### AIM OF THE EXERCISE
Within the data that follows, how many lines carry the string "components"? Give the number alone.

** Start EXTRACTED DATA **

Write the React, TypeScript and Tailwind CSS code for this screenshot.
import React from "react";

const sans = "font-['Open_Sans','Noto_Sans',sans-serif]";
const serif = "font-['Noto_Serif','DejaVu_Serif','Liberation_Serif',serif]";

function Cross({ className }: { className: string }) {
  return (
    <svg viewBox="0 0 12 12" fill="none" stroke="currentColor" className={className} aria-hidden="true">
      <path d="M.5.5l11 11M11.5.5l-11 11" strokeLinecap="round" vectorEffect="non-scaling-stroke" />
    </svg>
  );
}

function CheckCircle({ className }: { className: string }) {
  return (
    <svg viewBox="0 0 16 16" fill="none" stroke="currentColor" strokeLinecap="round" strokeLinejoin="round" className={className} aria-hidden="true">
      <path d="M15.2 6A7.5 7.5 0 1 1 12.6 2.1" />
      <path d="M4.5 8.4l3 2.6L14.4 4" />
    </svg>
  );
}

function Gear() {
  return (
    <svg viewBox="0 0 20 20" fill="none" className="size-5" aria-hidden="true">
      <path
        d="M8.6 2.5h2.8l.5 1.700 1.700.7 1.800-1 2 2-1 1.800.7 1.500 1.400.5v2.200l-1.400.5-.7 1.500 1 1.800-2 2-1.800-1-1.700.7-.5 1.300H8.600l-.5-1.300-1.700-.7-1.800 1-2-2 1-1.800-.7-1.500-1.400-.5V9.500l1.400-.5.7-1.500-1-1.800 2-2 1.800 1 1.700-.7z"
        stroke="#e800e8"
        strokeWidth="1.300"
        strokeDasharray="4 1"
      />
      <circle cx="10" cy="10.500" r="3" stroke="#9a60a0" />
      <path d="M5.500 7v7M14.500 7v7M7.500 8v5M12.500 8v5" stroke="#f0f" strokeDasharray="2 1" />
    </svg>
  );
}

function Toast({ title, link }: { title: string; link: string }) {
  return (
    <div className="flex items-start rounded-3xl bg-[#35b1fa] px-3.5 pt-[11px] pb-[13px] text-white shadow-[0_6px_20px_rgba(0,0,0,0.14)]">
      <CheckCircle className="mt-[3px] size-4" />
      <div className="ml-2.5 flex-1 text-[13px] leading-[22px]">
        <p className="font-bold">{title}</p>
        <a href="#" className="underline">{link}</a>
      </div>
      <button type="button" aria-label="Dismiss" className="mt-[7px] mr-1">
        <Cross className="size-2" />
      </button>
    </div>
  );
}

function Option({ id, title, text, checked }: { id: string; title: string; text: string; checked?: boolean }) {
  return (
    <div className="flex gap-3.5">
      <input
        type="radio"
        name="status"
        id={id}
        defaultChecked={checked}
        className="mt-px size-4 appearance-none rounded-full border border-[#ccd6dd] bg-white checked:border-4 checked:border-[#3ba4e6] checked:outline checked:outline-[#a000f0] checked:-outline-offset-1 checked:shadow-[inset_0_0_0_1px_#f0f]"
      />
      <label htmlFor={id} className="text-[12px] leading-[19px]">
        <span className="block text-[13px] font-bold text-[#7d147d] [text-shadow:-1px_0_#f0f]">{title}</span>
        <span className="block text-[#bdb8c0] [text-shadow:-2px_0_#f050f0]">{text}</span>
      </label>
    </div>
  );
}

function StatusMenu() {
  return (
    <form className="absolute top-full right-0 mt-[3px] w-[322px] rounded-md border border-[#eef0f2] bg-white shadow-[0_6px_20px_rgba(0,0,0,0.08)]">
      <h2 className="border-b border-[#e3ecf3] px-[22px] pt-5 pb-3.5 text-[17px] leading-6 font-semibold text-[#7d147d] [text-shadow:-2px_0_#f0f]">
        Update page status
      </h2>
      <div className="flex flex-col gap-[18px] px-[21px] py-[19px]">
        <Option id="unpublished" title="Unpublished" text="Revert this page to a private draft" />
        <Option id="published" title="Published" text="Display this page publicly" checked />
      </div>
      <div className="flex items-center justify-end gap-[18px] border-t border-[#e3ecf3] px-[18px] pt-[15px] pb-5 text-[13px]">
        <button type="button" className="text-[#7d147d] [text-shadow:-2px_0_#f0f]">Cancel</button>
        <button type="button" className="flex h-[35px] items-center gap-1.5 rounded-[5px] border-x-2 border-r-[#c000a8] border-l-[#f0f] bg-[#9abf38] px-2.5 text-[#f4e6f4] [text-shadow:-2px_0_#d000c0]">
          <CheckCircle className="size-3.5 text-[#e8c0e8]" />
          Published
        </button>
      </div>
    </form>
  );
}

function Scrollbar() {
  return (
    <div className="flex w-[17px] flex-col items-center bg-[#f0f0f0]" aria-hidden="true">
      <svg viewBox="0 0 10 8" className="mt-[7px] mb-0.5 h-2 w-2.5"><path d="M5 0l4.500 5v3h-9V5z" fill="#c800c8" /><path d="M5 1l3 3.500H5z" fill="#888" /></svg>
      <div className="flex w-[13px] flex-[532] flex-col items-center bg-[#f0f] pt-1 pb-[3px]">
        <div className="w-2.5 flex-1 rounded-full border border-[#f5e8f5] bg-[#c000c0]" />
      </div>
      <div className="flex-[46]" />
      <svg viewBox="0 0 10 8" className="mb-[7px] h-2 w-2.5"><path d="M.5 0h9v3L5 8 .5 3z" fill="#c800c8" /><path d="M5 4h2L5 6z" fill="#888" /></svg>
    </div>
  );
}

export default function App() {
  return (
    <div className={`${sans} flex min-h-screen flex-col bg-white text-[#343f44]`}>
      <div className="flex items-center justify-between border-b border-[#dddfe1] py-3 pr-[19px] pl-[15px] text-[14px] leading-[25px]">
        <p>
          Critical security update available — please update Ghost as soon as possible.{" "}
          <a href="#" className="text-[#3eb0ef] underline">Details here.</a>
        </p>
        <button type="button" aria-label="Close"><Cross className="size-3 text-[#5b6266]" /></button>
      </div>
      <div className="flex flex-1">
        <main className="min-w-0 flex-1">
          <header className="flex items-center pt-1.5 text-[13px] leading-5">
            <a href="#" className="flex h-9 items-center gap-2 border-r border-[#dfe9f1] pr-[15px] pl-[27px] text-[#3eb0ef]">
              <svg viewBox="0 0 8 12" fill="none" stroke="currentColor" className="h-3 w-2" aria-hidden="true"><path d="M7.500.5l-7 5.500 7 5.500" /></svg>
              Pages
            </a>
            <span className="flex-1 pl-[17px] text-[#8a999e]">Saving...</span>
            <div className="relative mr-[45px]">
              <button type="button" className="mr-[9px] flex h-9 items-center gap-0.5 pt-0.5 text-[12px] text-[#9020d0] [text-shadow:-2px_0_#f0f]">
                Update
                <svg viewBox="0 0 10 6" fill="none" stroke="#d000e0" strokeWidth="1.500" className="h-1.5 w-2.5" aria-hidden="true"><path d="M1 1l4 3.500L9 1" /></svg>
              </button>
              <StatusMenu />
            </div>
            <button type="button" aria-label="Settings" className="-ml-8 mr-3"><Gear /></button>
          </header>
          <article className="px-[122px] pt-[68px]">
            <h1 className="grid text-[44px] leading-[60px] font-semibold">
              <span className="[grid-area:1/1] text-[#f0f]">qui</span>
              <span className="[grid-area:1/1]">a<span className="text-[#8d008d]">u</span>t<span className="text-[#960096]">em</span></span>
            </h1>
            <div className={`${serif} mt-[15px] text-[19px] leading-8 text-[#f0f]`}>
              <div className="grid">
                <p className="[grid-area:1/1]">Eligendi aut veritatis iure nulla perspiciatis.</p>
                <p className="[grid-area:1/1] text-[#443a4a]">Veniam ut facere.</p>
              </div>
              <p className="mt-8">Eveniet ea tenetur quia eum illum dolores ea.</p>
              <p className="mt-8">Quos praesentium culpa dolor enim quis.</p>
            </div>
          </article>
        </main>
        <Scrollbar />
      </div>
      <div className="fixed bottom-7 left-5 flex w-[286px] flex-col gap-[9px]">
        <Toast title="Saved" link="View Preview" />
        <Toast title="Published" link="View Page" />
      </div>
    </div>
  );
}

** End EXTRACTED DATA **
** Start EXTRACTED DATA **

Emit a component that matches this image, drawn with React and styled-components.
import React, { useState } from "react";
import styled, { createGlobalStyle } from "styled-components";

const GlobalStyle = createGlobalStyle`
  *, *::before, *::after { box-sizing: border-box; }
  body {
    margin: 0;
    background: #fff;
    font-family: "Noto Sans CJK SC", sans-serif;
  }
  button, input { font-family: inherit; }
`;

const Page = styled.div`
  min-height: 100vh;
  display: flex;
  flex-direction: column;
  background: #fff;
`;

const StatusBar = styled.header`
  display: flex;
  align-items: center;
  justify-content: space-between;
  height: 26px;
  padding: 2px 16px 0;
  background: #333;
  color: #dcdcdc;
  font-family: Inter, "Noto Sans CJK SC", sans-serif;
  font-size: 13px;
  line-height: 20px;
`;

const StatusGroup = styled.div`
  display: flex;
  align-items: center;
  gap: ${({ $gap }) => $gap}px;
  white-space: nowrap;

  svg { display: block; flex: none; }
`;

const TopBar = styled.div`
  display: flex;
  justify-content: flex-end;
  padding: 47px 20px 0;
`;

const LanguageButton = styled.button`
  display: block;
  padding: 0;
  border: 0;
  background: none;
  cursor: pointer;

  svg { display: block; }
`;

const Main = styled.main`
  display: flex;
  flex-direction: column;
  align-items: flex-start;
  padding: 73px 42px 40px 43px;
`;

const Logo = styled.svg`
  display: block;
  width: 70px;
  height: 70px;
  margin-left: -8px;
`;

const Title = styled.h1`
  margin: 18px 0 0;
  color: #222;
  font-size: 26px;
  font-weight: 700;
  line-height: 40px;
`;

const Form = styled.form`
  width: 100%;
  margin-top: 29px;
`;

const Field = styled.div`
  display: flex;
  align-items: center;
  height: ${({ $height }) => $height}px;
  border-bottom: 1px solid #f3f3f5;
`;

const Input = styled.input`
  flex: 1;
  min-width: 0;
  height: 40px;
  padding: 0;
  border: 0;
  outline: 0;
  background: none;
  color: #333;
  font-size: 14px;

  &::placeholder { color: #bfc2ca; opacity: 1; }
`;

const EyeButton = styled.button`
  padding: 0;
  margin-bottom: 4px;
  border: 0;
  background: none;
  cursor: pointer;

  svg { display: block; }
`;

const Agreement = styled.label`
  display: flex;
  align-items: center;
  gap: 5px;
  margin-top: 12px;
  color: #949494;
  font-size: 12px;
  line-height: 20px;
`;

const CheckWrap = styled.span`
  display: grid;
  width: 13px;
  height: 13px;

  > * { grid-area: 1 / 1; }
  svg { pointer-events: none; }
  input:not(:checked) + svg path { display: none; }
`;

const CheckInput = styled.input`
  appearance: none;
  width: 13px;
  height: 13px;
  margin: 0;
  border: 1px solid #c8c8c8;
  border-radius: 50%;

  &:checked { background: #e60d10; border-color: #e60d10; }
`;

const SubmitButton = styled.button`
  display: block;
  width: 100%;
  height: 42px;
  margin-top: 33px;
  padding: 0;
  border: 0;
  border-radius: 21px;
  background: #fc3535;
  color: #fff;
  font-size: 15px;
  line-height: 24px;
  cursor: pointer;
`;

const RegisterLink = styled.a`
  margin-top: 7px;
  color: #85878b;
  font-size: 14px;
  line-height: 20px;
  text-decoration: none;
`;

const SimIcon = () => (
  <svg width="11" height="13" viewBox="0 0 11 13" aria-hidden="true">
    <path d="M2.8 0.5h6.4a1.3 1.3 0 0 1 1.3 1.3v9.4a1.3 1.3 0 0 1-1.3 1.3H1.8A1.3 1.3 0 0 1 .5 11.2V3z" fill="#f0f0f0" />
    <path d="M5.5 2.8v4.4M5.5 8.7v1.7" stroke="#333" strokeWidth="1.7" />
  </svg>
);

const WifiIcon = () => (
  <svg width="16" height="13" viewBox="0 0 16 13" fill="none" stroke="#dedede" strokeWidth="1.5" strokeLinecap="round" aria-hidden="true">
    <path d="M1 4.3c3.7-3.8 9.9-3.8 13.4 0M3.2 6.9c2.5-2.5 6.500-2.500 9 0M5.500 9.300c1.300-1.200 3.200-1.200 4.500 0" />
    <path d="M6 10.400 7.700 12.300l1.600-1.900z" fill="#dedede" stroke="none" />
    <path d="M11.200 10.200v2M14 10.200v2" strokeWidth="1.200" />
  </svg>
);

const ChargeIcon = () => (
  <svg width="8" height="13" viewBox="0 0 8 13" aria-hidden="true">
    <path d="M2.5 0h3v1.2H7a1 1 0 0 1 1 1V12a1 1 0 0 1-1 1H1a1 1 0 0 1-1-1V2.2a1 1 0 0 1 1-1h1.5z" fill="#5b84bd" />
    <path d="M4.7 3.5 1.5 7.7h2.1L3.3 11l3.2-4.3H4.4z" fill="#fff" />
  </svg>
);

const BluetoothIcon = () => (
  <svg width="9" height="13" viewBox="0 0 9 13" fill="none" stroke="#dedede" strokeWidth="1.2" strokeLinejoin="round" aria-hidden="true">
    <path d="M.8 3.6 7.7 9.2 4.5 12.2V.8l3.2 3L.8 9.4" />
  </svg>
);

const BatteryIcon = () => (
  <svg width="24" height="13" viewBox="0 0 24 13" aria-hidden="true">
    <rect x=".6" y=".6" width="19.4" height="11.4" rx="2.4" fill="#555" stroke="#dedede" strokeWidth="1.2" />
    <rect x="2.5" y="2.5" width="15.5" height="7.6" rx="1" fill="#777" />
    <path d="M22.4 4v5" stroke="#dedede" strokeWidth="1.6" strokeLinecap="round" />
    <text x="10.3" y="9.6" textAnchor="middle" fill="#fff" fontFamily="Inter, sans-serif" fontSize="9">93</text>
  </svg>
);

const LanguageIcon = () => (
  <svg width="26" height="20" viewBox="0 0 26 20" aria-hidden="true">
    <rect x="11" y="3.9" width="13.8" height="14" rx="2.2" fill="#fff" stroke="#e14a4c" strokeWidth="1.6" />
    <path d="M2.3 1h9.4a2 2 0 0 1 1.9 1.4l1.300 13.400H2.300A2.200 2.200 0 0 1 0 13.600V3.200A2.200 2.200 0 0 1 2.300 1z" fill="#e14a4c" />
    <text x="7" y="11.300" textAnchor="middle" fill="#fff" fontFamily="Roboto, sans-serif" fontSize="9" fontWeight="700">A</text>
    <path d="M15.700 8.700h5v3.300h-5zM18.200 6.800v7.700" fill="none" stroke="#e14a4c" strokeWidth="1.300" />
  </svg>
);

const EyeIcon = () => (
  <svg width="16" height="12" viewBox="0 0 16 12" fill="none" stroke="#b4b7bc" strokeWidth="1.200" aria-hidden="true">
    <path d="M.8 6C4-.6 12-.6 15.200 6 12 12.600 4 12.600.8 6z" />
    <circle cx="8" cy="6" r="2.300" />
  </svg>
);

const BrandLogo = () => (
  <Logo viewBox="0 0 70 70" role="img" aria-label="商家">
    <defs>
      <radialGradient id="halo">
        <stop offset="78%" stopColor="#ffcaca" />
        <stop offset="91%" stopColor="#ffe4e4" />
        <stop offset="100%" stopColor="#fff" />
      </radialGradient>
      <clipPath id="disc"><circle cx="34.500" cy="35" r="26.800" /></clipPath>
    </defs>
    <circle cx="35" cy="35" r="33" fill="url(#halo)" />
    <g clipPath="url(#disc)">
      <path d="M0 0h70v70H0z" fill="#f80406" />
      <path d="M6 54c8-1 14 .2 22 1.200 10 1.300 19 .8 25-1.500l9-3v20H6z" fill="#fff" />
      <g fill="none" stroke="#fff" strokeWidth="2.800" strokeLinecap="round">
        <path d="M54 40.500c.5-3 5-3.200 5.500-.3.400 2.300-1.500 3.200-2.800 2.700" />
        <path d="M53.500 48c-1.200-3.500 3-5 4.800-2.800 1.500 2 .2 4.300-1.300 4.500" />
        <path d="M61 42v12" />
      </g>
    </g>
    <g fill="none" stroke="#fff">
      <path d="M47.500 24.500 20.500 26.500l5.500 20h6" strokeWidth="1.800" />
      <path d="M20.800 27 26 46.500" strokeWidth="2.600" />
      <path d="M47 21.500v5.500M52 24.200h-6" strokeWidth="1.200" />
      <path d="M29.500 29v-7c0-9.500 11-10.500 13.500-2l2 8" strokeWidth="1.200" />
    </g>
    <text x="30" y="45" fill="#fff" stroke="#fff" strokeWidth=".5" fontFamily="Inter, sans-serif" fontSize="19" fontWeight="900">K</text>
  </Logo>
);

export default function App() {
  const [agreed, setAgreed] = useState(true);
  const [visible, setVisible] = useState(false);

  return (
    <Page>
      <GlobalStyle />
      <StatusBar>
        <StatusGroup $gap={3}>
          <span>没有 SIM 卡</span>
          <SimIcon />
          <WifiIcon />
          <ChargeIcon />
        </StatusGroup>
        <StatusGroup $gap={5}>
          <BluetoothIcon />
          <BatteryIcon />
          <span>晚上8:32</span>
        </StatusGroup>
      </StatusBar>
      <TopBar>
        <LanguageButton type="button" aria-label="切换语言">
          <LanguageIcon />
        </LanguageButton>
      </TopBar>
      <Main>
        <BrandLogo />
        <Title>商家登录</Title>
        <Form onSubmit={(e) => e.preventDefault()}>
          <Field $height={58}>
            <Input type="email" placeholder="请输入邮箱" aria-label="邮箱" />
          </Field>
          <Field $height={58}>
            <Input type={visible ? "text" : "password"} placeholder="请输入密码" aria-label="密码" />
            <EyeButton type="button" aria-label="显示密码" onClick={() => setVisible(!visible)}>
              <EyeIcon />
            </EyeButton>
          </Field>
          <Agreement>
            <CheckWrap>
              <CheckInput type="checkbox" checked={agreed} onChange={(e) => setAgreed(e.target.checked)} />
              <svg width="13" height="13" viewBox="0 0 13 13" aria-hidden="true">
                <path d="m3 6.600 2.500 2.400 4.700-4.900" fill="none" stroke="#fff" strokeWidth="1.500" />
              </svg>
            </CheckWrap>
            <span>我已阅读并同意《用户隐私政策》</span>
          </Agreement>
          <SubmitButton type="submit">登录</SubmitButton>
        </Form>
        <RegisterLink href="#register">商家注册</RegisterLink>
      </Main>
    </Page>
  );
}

** End EXTRACTED DATA **

### RESPONSE TO THIS TASK
2